OBJECTIVE —
Tally up the lines where the string "screenshot" appears; reply with the number only.

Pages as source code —
........

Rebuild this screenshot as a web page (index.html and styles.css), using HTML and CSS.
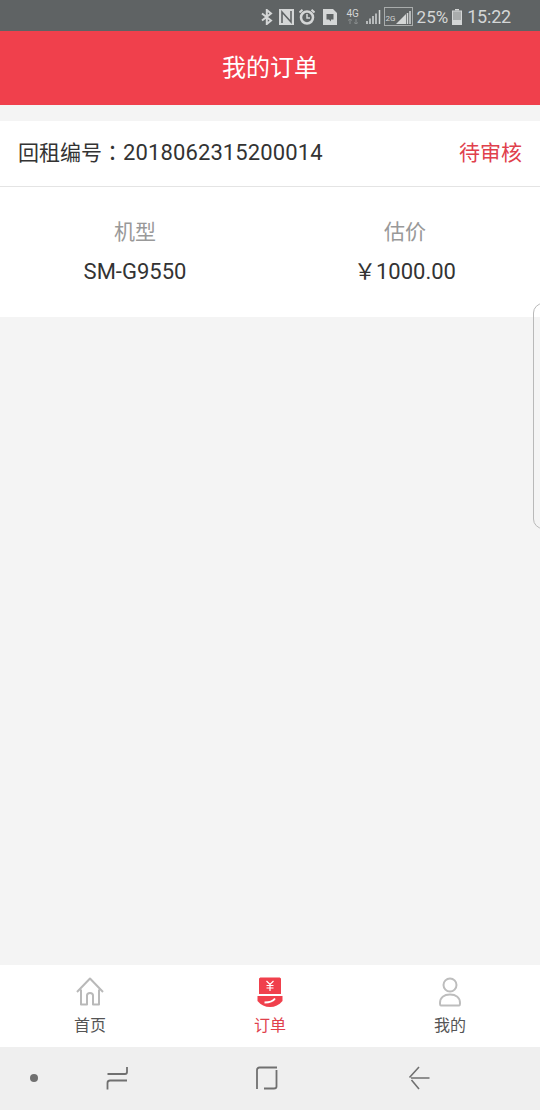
FILE: index.html
```html
<!DOCTYPE html>
<html lang="zh-CN">
<head>
    <meta charset="UTF-8">
    <meta name="viewport" content="width=device-width, initial-scale=1.0">
    <title>我的订单</title>
    <link rel="stylesheet" href="styles.css">
</head>
<body>
    <div class="status-bar">
        <svg class="st-bt" width="12" height="16" viewBox="0 0 12 16"><path d="M1 4.500 10 11.500 5.800 15V1L10 4.500 1 11.500" fill="none" stroke="#d4d6d6" stroke-width="2"/></svg>
        <svg class="st-nfc" width="15" height="16" viewBox="0 0 15 16"><rect width="15" height="16" fill="#d4d6d6"/><path d="M3 14V3L12 13V2" fill="none" stroke="#5f6364" stroke-width="1.600"/></svg>
        <svg class="st-alarm" width="16" height="16" viewBox="0 0 16 16"><circle cx="8" cy="8.500" r="6" fill="none" stroke="#d4d6d6" stroke-width="2.500"/><path d="M8 5V9H11" fill="none" stroke="#d4d6d6" stroke-width="1.500"/><path d="M0.500 3.500 3.500 0.800M15.500 3.500 12.500 0.800" stroke="#d4d6d6" stroke-width="2"/></svg>
        <svg class="st-note" width="14" height="16" viewBox="0 0 14 16"><path fill-rule="evenodd" d="M0 0H10L14 4V16H0ZM3.500 5V10.500H6L8 12.500V10.500H10.500V5Z" fill="#d4d6d6"/></svg>
        <span class="st-net"><span>4G</span><svg width="12" height="5" viewBox="0 0 12 5"><path d="M3 0V5M1 1.500 3 0 5 1.500M9 0V5M7 3.500 9 5 11 3.500" fill="none" stroke="#8b8f8f" stroke-width="1"/></svg></span>
        <svg class="st-signal" width="16" height="15" viewBox="0 0 16 15"><path d="M1 15V12M4 15V9.500M7 15V7M10 15V4.500M13.500 15V1" stroke="#d4d6d6" stroke-width="1.500"/></svg>
        <span class="st-sim">
            <span>2G</span>
            <svg width="15" height="13" viewBox="0 0 15 13"><path d="M0 13 10 3V13Z" fill="#d4d6d6"/><path d="M11.500 13V2M14 13V0" stroke="#d4d6d6" stroke-width="1.500"/></svg>
        </span>
        <span class="st-batt-text">25%</span>
        <svg class="st-batt" width="10" height="16" viewBox="0 0 10 16"><path d="M3 0H7V1.500H3Z" fill="#d4d6d6"/><rect x="0.500" y="2" width="9" height="13.500" fill="#a9acac" stroke="#d4d6d6"/><rect x="1" y="11" width="8" height="4" fill="#d4d6d6"/></svg>
        <span class="st-time">15:22</span>
    </div>

    <header class="title-bar">我的订单</header>

    <main class="content">
        <div class="order-card">
            <div class="order-head">
                <span class="order-no"><span class="cjk">回租编号</span><span class="cjk colon" lang="zh-TW">：</span>2018062315200014</span>
                <span class="order-status">待审核</span>
            </div>
            <div class="order-body">
                <div class="order-col">
                    <span class="col-label">机型</span>
                    <span class="col-value">SM-G9550</span>
                </div>
                <div class="order-col">
                    <span class="col-label">估价</span>
                    <span class="col-value">￥1000.00</span>
                </div>
            </div>
        </div>
        <div class="edge-handle"></div>
    </main>

    <nav class="tab-bar">
        <div class="tab">
            <svg width="30" height="30" viewBox="0 0 30 30"><path d="M2 15 15 1.500 28 15M6 12.500V27.500H12V18.500C12 15 18 15 18 18.500V27.500H24V12.500" fill="none" stroke="#b9b9b9" stroke-width="2" stroke-linejoin="round"/></svg>
            <span>首页</span>
        </div>
        <div class="tab tab-active">
            <svg width="30" height="30" viewBox="0 0 30 30"><path d="M4 2C4 1 5 0.500 6 0.500H24C25 0.500 26 1 26 2V17H4Z" fill="#f0404c"/><path d="M2.500 19H27.500V24C24 28 20 30 15 30 10 30 6 28 2.500 24Z" fill="#f0404c"/><path d="M9.500 25.500C14 25.500 18 24.500 20 21.500" fill="none" stroke="#fff" stroke-width="1.800"/><path d="M11.500 4 15 7.500 18.500 4M15 7.500V14M11.500 8.500H18.500M11.500 11H18.500" fill="none" stroke="#fff" stroke-width="1.200"/></svg>
            <span>订单</span>
        </div>
        <div class="tab">
            <svg width="30" height="30" viewBox="0 0 30 30"><circle cx="15" cy="8" r="6.500" fill="none" stroke="#bdbdbd" stroke-width="2"/><path d="M6 28.500C5 28.500 5 27.500 5 26 5 20.500 9 17.500 15 17.500 21 17.500 25 20.500 25 26 25 27.500 25 28.500 24 28.500Z" fill="none" stroke="#bdbdbd" stroke-width="2"/></svg>
            <span>我的</span>
        </div>
    </nav>

    <div class="system-nav">
        <span class="nav-dot"></span>
        <svg class="nav-recent" width="22" height="24" viewBox="0 0 22 24"><path d="M21 1V6C21 7.500 20 8 19 8H1.500M21 14.500H4C2.500 14.500 1.500 15 1.500 17V23.500" fill="none" stroke="#707070" stroke-width="1.800"/></svg>
        <svg class="nav-home" width="22" height="24" viewBox="0 0 22 24"><path d="M21 1.500H3.500C2 1.500 1 2.500 1 4V23M20.500 4V20.500C20.500 22 19.500 22.500 18 22.500H8" fill="none" stroke="#707070" stroke-width="1.800"/></svg>
        <svg class="nav-back" width="22" height="24" viewBox="0 0 22 24"><path d="M21.500 12H3M11 1 1.500 11.500M3.500 14 11 23" fill="none" stroke="#707070" stroke-width="1.600"/></svg>
    </div>
</body>
</html>
```

FILE: styles.css
```css
* {
    box-sizing: border-box;
}

body {
    margin: 0;
    height: 100vh;
    display: flex;
    flex-direction: column;
    overflow: hidden;
    background-color: #f4f4f4;
    font-family: "Roboto", "Noto Sans CJK SC", sans-serif;
    color: #333;
}

/* status bar */
.status-bar {
    height: 31px;
    flex-shrink: 0;
    display: flex;
    align-items: center;
    justify-content: flex-end;
    padding: 2px 29px 0 0;
    background-color: #5f6364;
    color: #d4d6d6;
}

.st-nfc {
    margin-left: 6px;
}

.st-alarm {
    margin-left: 5px;
}

.st-note {
    margin-left: 8px;
}

.st-net {
    display: flex;
    flex-direction: column;
    align-items: center;
    gap: 1px;
    width: 12px;
    margin-left: 10px;
    font-size: 10px;
    line-height: 9px;
}

.st-signal {
    margin-left: 7px;
}

.st-sim {
    display: flex;
    align-items: flex-end;
    justify-content: space-between;
    width: 29px;
    height: 19px;
    margin-left: 2px;
    padding: 0 1px 1px 1px;
    border: 1px solid #a9acac;
    font-size: 8px;
    line-height: 10px;
}

.st-batt-text {
    margin-left: 4px;
    font-size: 17px;
    line-height: 20px;
}

.st-batt {
    margin-left: 4px;
}

.st-time {
    margin-left: 5px;
    font-size: 18px;
    line-height: 20px;
    letter-spacing: -0.2px;
}

/* title */
.title-bar {
    height: 74px;
    flex-shrink: 0;
    display: flex;
    align-items: center;
    justify-content: center;
    padding-bottom: 6px;
    background-color: #f0404c;
    color: #fff;
    font-size: 24px;
}

/* order list */
.content {
    flex: 1;
    position: relative;
    padding-top: 16px;
}

.order-card {
    background-color: #fff;
}

.order-head {
    height: 66px;
    display: flex;
    align-items: center;
    justify-content: space-between;
    padding: 0 18px 6px;
    border-bottom: 1px solid #e4e4e4;
    font-size: 22px;
}

.order-no {
    color: #333;
    letter-spacing: 0.12px;
}

.cjk {
    font-size: 21px;
    letter-spacing: 0;
}

.colon {
    font-family: "Noto Sans CJK TC", sans-serif;
}

.order-status {
    color: #e0404c;
    font-size: 21px;
}

.order-body {
    height: 130px;
    display: grid;
    grid-template-columns: 270px 270px;
    padding-top: 30px;
}

.order-col {
    display: flex;
    flex-direction: column;
    align-items: center;
    gap: 8px;
    font-size: 22px;
    line-height: 31px;
}

.col-label {
    color: #999;
    font-size: 21px;
}

.col-value {
    color: #333;
}

.edge-handle {
    position: absolute;
    top: 198px;
    right: -6px;
    width: 13px;
    height: 226px;
    border: 1px solid #b9b9b9;
    border-radius: 10px 0 0 10px;
}

/* bottom tabs */
.tab-bar {
    height: 82px;
    flex-shrink: 0;
    display: grid;
    grid-template-columns: repeat(3, 180px);
    background-color: #fff;
}

.tab {
    display: flex;
    flex-direction: column;
    align-items: center;
    padding-top: 12px;
    color: #555;
    font-size: 16px;
    line-height: 20px;
}

.tab svg {
    margin-bottom: 9px;
}

.tab-active {
    color: #e0404c;
}

/* android nav */
.system-nav {
    height: 63px;
    flex-shrink: 0;
    display: flex;
    align-items: center;
    padding: 0 0 2px 30px;
    background-color: #efefef;
}

.nav-dot {
    width: 8px;
    height: 8px;
    border-radius: 50%;
    background-color: #707070;
}

.nav-recent {
    margin-left: 68px;
}

.nav-home {
    margin-left: 128px;
}

.nav-back {
    margin-left: 130px;
}
```
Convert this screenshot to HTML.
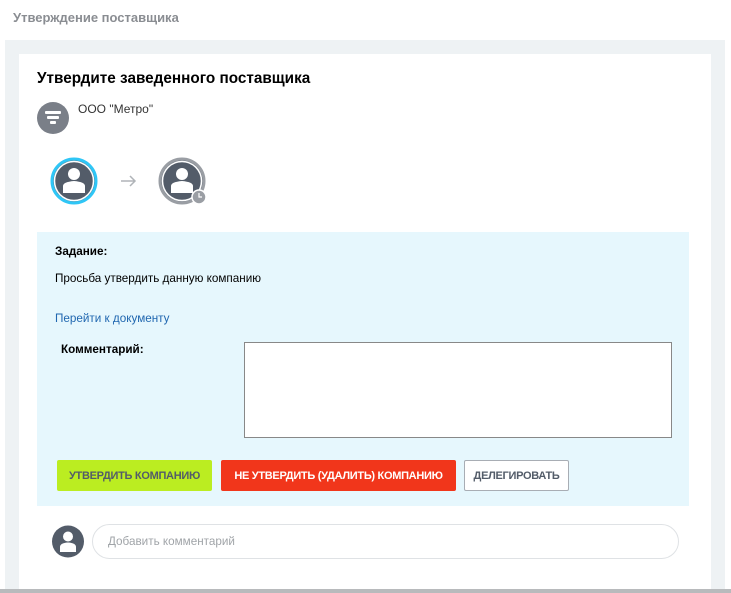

........

OUTPUT —
2